University of Georgia agricultural climatologist Pam Knox has been named interim director of the Georgia Automated Environmental Monitoring Network. As interim director, she will oversee the UGA weather network, which includes 86 weather stations statewide.
Every second, each station monitors:
- Air temperature.
- Relative humidity.
- Solar radiation.
- Wind speed and direction
- Soil temperature at depths of 2, 4 and 8 inches.
- Atmospheric pressure.
- Soil moisture.
Data from the stations are summarized at 15-minute intervals, and at midnight, a microcomputer on the UGA Griffin campus calculates a daily summary. This data can be accessed on the weather network’s website at weather.uga.edu.

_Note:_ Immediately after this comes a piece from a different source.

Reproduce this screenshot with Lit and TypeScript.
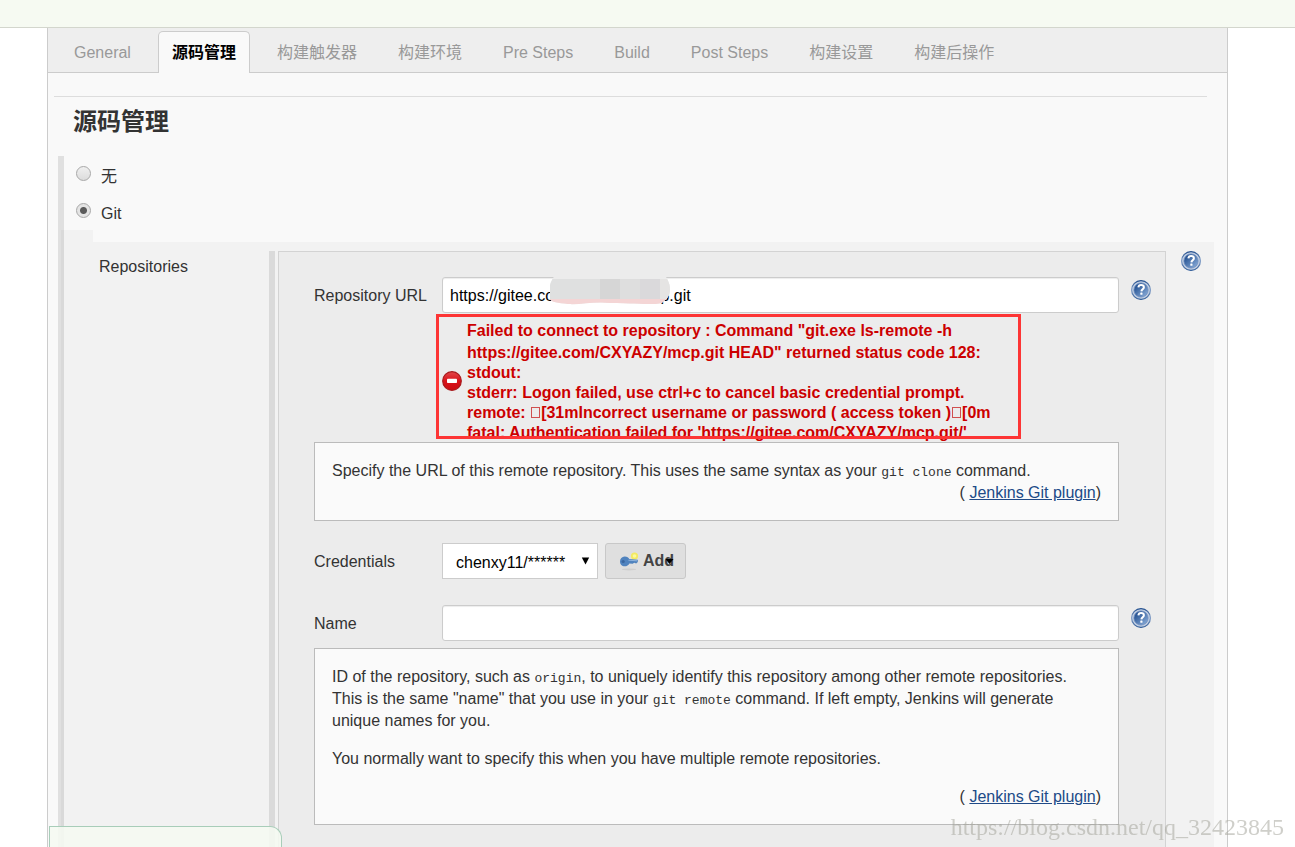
import { LitElement, html, css, svg } from "lit";
import { customElement, property, state } from "lit/decorators.js";
import { classMap } from "lit/directives/class-map.js";

@customElement("help-button")
class HelpButton extends LitElement {
  @property() label = "Help";

  static styles = css`
    :host {
      display: block;
      width: 20px;
      height: 20px;
    }
    .help {
      display: block;
      width: 20px;
      height: 20px;
      padding: 0;
      border: 0;
      background: none;
      cursor: pointer;
    }
    .icon {
      display: block;
    }
  `;

  render() {
    return html`
      <button class="help" type="button" aria-label=${this.label}>
        <svg class="icon" width="20" height="20" viewBox="0 0 20 20" aria-hidden="true">
          <defs>
            <linearGradient id="core" x1="0" y1="0" x2="1" y2="1">
              <stop offset="0.1" stop-color="#1c4a8c" />
              <stop offset="0.9" stop-color="#86a9d6" />
            </linearGradient>
            <linearGradient id="rim" x1="0" y1="0" x2="0" y2="1">
              <stop offset="0" stop-color="#24508f" />
              <stop offset="0.5" stop-color="#7f9cc6" />
              <stop offset="1" stop-color="#2b5896" />
            </linearGradient>
          </defs>
          <circle cx="10" cy="10" r="9.4" fill="#c3d0e3" stroke="url(#rim)" stroke-width="1.2" />
          <circle cx="10" cy="10" r="7.1" fill="url(#core)" stroke="#6c8cbc" stroke-width="0.8" />
          <path
            d="M7.4 7.4C7.5 5.8 8.6 5 10.1 5c1.6 0 2.8.9 2.8 2.3 0 1.9-2.3 2.1-2.5 4"
            fill="none"
            stroke="#fff"
            stroke-width="2"
          />
          <rect x="9.3" y="12.6" width="2.2" height="2.2" rx="0.5" fill="#fff" />
        </svg>
      </button>
    `;
  }
}

@customElement("app-root")
class AppRoot extends LitElement {
  @state() private activeTab = 1;
  @state() private scm = "git";

  private tabs = [
    { name: "General", lang: "en" },
    { name: "源码管理", lang: "zh" },
    { name: "构建触发器", lang: "zh" },
    { name: "构建环境", lang: "zh" },
    { name: "Pre Steps", lang: "en" },
    { name: "Build", lang: "en" },
    { name: "Post Steps", lang: "en" },
    { name: "构建设置", lang: "zh" },
    { name: "构建后操作", lang: "zh" },
  ];

  static styles = css`
    :host {
      display: flex;
      flex-direction: column;
      min-height: 100vh;
      box-sizing: border-box;
      background: #fff;
      color: #333;
      font-family: "Liberation Sans", "Noto Sans CJK SC", sans-serif;
      font-size: 16px;
      line-height: 22px;
    }
    * {
      box-sizing: border-box;
    }
    button,
    input,
    select {
      font-family: inherit;
      font-size: 16px;
      margin: 0;
    }
    .crumbs {
      height: 28px;
      background: #f6faf2;
      border-bottom: 1px solid #d3d6cd;
    }
    .panel {
      flex: 1;
      display: flex;
      flex-direction: column;
      margin: 0 67px 0 47px;
      border: solid #ccc;
      border-width: 0 1px;
      background: #f9f9f9;
    }
    .tabs {
      display: flex;
      gap: 13px;
      height: 45px;
      padding: 3px 12px 0;
      background: #eee;
      border-bottom: 1px solid #ccc;
    }
    .tab {
      height: 42px;
      padding: 0 13px;
      border: 1px solid transparent;
      border-bottom: 0;
      border-radius: 5px 5px 0 0;
      background: none;
      color: #999;
      white-space: nowrap;
      cursor: pointer;
    }
    .tab.zh {
      padding-bottom: 4px;
    }
    .tab.active {
      background: #f9f9f9;
      border-color: #ccc;
      color: #000;
      font-weight: bold;
    }
    .rule {
      margin: 23px 20px 0 6px;
      border: 0;
      border-top: 1px solid #ddd;
    }
    .title {
      margin: 0 0 9px;
      padding-left: 25px;
      font-size: 24px;
      line-height: 50px;
      font-weight: bold;
    }
    .scm {
      flex: 1;
      display: flex;
      flex-direction: column;
      margin: 0 13px 0 10px;
      border-left: 6px solid #e0e0e0;
    }
    .choice {
      display: flex;
      align-items: flex-start;
      gap: 10px;
      height: 37px;
      padding: 10px 0 0 12px;
    }
    .radio {
      appearance: none;
      width: 15px;
      height: 15px;
      border: 1px solid #a8a8a8;
      border-radius: 50%;
      background: linear-gradient(#f0f0f0, #dcdcdc);
    }
    .radio:checked {
      background: radial-gradient(circle, #5a5a5a 0 3px, #e4e4e4 4px);
    }
    .notch {
      width: 32px;
      height: 12px;
      margin-left: -3px;
      background: rgba(0, 0, 0, 0.026);
    }
    .repos {
      flex: 1;
      display: grid;
      grid-template-columns: 208px 1fr 48px;
      margin-left: -3px;
      padding-top: 9px;
      background: rgba(0, 0, 0, 0.026);
    }
    .repos-label {
      padding: 5px 0 0 38px;
    }
    .repos-list {
      display: flex;
      padding-left: 3px;
      border-left: 6px solid #dadada;
    }
    .repos-help {
      padding-left: 15px;
    }
    .repo {
      flex: 1;
      display: grid;
      grid-template-columns: 128px 1fr 46px;
      align-content: start;
      padding: 25px 0 0 35px;
      border: 1px solid #d3d3d3;
      border-bottom: 0;
      background: #ececec;
    }
    .label {
      grid-column: 1;
      height: 36px;
      line-height: 38px;
    }
    .field {
      position: relative;
    }
    .text {
      display: block;
      width: 100%;
      height: 36px;
      padding: 2px 7px 0;
      border: 1px solid #ccc;
      border-radius: 3px;
      background: #fff;
      box-shadow: inset 0 1px 1px rgba(0, 0, 0, 0.075);
      color: #000;
      outline: 0;
    }
    .side {
      padding: 3px 0 0 12px;
    }
    .mask {
      position: absolute;
      left: 108px;
      top: -2px;
    }
    .error {
      grid-column: 2;
      position: relative;
      display: flex;
      align-items: center;
      gap: 5px;
      max-width: 576px;
      margin-bottom: -1px;
      padding-top: 6px;
      color: #c00;
      font-weight: bold;
      white-space: nowrap;
    }
    .error-icon {
      flex: none;
    }
    .error-head {
      line-height: 24px;
    }
    .error-log {
      margin: 0;
      font-family: inherit;
      line-height: 20px;
    }
    .missing {
      display: inline-block;
      width: 9px;
      height: 11px;
      margin: 0 1px;
      border: 1px solid #d05050;
    }
    .marker {
      position: absolute;
      inset: 1px -3px 4px -6px;
      border: 3px solid #fd3535;
      pointer-events: none;
    }
    .note {
      grid-column: 1 / 3;
      padding: 17px 17px 16px;
      border: 1px solid #bbb;
      background: #fafafa;
    }
    .note-text {
      margin: 0 0 16px;
    }
    .note-text.tight {
      margin: 0;
    }
    .code {
      font-family: "Liberation Mono", monospace;
      font-size: 13px;
      line-height: 16px;
    }
    .from {
      text-align: right;
    }
    .link {
      color: #204a87;
      text-decoration: underline;
    }
    .gap-large {
      margin-top: 22px;
      margin-bottom: 26px;
    }
    .gap-small {
      margin-bottom: 7px;
    }
    .creds {
      display: flex;
      gap: 7px;
    }
    .pick {
      position: relative;
    }
    .select {
      appearance: none;
      display: block;
      width: 156px;
      height: 36px;
      padding: 2px 24px 0 13px;
      border: 1px solid #ccc;
      border-radius: 0;
      background: #fff;
      color: #000;
    }
    .pick-arrow {
      position: absolute;
      right: 8px;
      top: 14px;
      pointer-events: none;
    }
    .add {
      position: relative;
      display: flex;
      align-items: center;
      gap: 4px;
      width: 81px;
      height: 36px;
      padding: 0 0 0 13px;
      border: 1px solid #c8c8c8;
      border-radius: 3px;
      background: #dfdfdf;
      color: #444;
      font-weight: bold;
    }
    .key {
      flex: none;
    }
    .add-arrow {
      position: absolute;
      right: 11px;
      top: 14px;
    }
    .status {
      position: fixed;
      left: 49px;
      bottom: 0;
      width: 233px;
      height: 21px;
      border: 1px solid #a8cdb9;
      border-bottom: 0;
      border-radius: 0 12px 0 0;
      background: rgba(246, 250, 242, 0.85);
    }
    .watermark {
      position: fixed;
      right: 11px;
      bottom: 6px;
      color: rgba(160, 160, 150, 0.5);
      font-family: "Liberation Serif", serif;
      font-size: 24px;
      line-height: 28px;
    }
  `;

  private mask() {
    const cells = [
      [0, 50, "#dfe0e0"],
      [50, 20, "#d6d6d6"],
      [70, 20, "#dedede"],
      [90, 20, "#dad9db"],
      [110, 10, "#e5e4e3"],
    ] as [number, number, string][];
    return html`<svg class="mask" width="120" height="31" viewBox="0 0 120 31" aria-hidden="true">
      <clipPath id="blob">
        <path
          d="M5 0H115C117 4 120 8 120 14C120 20 118 23 113 27C110 30 100 29 60 28C45 26 30 30 18 29C8 28 1 27 0 24V10C1 6 3 3 5 0Z"
        />
      </clipPath>
      <g clip-path="url(#blob)">
        <rect width="120" height="31" fill="#ececec" />
        ${cells.map(([x, w, fill]) => svg`<rect x=${x} y="4" width=${w} height="20" fill=${fill} />`)}
        <rect y="24" width="120" height="7" fill="#f4d5d5" />
      </g>
    </svg>`;
  }

  private source() {
    return html`<div class="from">( <a class="link" href="#git-plugin">Jenkins Git plugin</a>)</div>`;
  }

  private choice(value: string, text: string) {
    return html`<label class="choice">
      <input
        class="radio"
        type="radio"
        name="scm"
        .checked=${this.scm === value}
        @change=${() => (this.scm = value)}
      />
      <span>${text}</span>
    </label>`;
  }

  render() {
    return html`
      <header class="crumbs"></header>
      <main class="panel">
        <nav class="tabs">
          ${this.tabs.map(
            (tab, i) => html`<button
              type="button"
              class=${classMap({ tab: true, zh: tab.lang === "zh", active: i === this.activeTab })}
              @click=${() => (this.activeTab = i)}
            >${tab.name}</button>`,
          )}
        </nav>
        <hr class="rule" />
        <h1 class="title">源码管理</h1>
        <section class="scm">
          ${this.choice("none", "无")} ${this.choice("git", "Git")}
          <div class="notch"></div>
          <div class="repos">
            <div class="repos-label">Repositories</div>
            <div class="repos-list">
              <div class="repo">
                <label class="label" for="url">Repository URL</label>
                <div class="field">
                  <input class="text" id="url" type="text" value="https://gitee.com/CXYAZY/mcp.git" />
                  ${this.mask()}
                </div>
                <div class="side"><help-button label="Help for Repository URL"></help-button></div>

                <div class="error" role="alert">
                  <svg class="error-icon" width="20" height="20" viewBox="0 0 20 20" aria-hidden="true">
                    <defs>
                      <linearGradient id="stop" x1="0" y1="0" x2="0" y2="1">
                        <stop offset="0" stop-color="#e2474a" />
                        <stop offset="0.5" stop-color="#d8121a" />
                        <stop offset="1" stop-color="#cc0c12" />
                      </linearGradient>
                    </defs>
                    <circle cx="10" cy="10" r="9.3" fill="url(#stop)" stroke="#a8191c" stroke-width="1.2" />
                    <rect x="5" y="7.8" width="10" height="4.2" rx="0.8" fill="#fff" />
                  </svg>
                  <div>
                    <div class="error-head">Failed to connect to repository : Command "git.exe ls-remote -h</div>
                    <pre class="error-log">https://gitee.com/CXYAZY/mcp.git HEAD" returned status code 128:
stdout:
stderr: Logon failed, use ctrl+c to cancel basic credential prompt.
remote: <span class="missing"></span>[31mIncorrect username or password ( access token )<span class="missing"></span>[0m
fatal: Authentication failed for 'https://gitee.com/CXYAZY/mcp.git/'</pre>
                  </div>
                  <div class="marker"></div>
                </div>

                <div class="note">
                  <p class="note-text tight">
                    Specify the URL of this remote repository. This uses the same syntax as your
                    <code class="code">git clone</code> command.
                  </p>
                  ${this.source()}
                </div>

                <label class="label gap-large" for="creds">Credentials</label>
                <div class="creds gap-large">
                  <div class="pick">
                    <select class="select" id="creds">
                      <option>chenxy11/******</option>
                    </select>
                    <svg class="pick-arrow" width="9" height="8" viewBox="0 0 9 8" aria-hidden="true">
                      <path d="M0.8 0.5h7.4L4.5 7.5z" fill="#000" />
                    </svg>
                  </div>
                  <button class="add" type="button">
                    <svg class="key" width="20" height="20" viewBox="0 0 20 20" aria-hidden="true">
                      <ellipse cx="10" cy="18.4" rx="7" ry="1" fill="#cfcfcf" />
                      <circle cx="15.5" cy="5" r="3.6" fill="#f3ea62" />
                      <circle cx="15.5" cy="5" r="1.8" fill="#fbf8a0" />
                      <path
                        d="M5.6 5.6C8 5.500 9.600 6.800 10.200 8L18.800 8.700V11L17.200 12.600L15.300 11.800L13.600 12.700L10.400 12.400C9.500 14.200 7.800 15.300 5.700 15.300C2.900 15.300 1 13.200 1 10.400C1 7.600 3 5.700 5.600 5.600Z"
                        fill="#5083be"
                      />
                      <path d="M9.400 9.200L18 9.800" stroke="#8fb3dc" stroke-width="1" />
                      <circle cx="4.200" cy="10.500" r="1.600" fill="#3a669f" />
                    </svg>
                    <span>Add</span>
                    <svg class="add-arrow" width="9" height="7" viewBox="0 0 9 7" aria-hidden="true">
                      <path d="M0.500 1h8L4.500 6z" fill="#000" />
                    </svg>
                  </button>
                </div>

                <label class="label gap-small" for="name">Name</label>
                <div class="field gap-small"><input class="text" id="name" type="text" /></div>
                <div class="side"><help-button label="Help for Name"></help-button></div>

                <div class="note">
                  <p class="note-text">
                    ID of the repository, such as <code class="code">origin</code>, to uniquely identify this
                    repository among other remote repositories. This is the same "name" that you use in your
                    <code class="code">git remote</code> command. If left empty, Jenkins will generate unique
                    names for you.
                  </p>
                  <p class="note-text">
                    You normally want to specify this when you have multiple remote repositories.
                  </p>
                  ${this.source()}
                </div>
              </div>
            </div>
            <div class="repos-help"><help-button label="Help for Repositories"></help-button></div>
          </div>
        </section>
      </main>
      <div class="status"></div>
      <div class="watermark">https://blog.csdn.net/qq_32423845</div>
    `;
  }
}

“The weather network is used by a great variety of people in the agricultural industry to keep track of growing degree days or chill hours. Chill hours are especially important for peach growers, as peaches require a number of these hours to bloom properly. If they don’t get them, farmers have to spray chemicals to mature the trees,” Knox said. “Corn growers use the weather data to determine when to apply pesticides to fight fungal diseases.”
The National Weather Service uses the weather network precipitation data to create the drought monitor map that they release every Thursday, Knox said. They also use current wind and rainfall data to identify severe weather in progress.
In addition to those in the agricultural industry, utility companies use the UGA weather network, established in 1991, to help them determine when maximum loads will occur.
“They need to know the hottest and coldest parts of the day to prepare for power usage,” Knox said.
Average people who are interested in weather and students who are learning about weather use the stations, too. Knox was once one of those students.
“I became interested in the weather when I was in the third grade and a tornado came three blocks from my house,” she said. “In college, I was into physics and I got my master’s degree in meteorology from the University of Wisconsin-Madison.”
Knox came to UGA in 2001 and worked alongside David Stooksbury, UGA agricultural engineer and former state climatologist. Since 2012, Knox has worked as an agricultural climatologist in the UGA College of Agricultural and Environmental Sciences.
“Some of the projects I have been doing over the past five to six years have been granted-funded projects on agriculture and climate variability and how climate affects crops and livestock,” Knox said.
Before coming to Georgia, Knox was the Wisconsin state climatologist. Over her career, she has worked with numerous weather observation systems and cooperated with the National Weather Service and other state and federal offices.
As interim director of the weather network, Knox doesn’t plan to make many changes. She will leave those decisions for the permanent director. She does foresee the addition of more weather stations to the network.
“We need to grow smartly and manage the weather network closely to maintain quality control,” she said.
Through a grant with the Southeast Regional Climate Hub, she will study climate variability and its effect on farmers in the Southeast.
“La Nina, El Nino, drought, trends in climate — I look at how these affect farmers,” she said. “The weather dictates how they schedule their field work, pest spraying, which crops to plant and the best time to plant them.”
Knox also writes the UGA climate blog, Climate and Agriculture in the South East, found at blog.extension.uga.edu/climate, to communicate research articles and climate summaries to Georgia and the Southeast.
“I share articles related to climate and agriculture, and I have about 100 followers on Twitter and followers on Facebook,” she said. “It’s not a huge blog, but people do send me comments.
I enjoy doing it and, fortunately, I have a lot of colleagues who send me articles to share.”
Knox is also the coordinator for Georgia’s Region One and Region Three in the Community Collaborative Rain, Hail and Snow Network (CoCoRaHS), a group of citizen scientists who collect and record precipitation observations. The program began in Colorado in 1997 and has since spread across the U.S.
“It’s a bunch of volunteers who report rainfall and some snowfall. Many volunteers are so faithful, they even report zeros when there is no rain,” she said. “They have been important in tracing the high floods across the states. In 2009, the largest amount of rainfall — 15 inches in just a few hours — was recorded near Douglasville, (Georgia). A number of farmers are in that group as well.”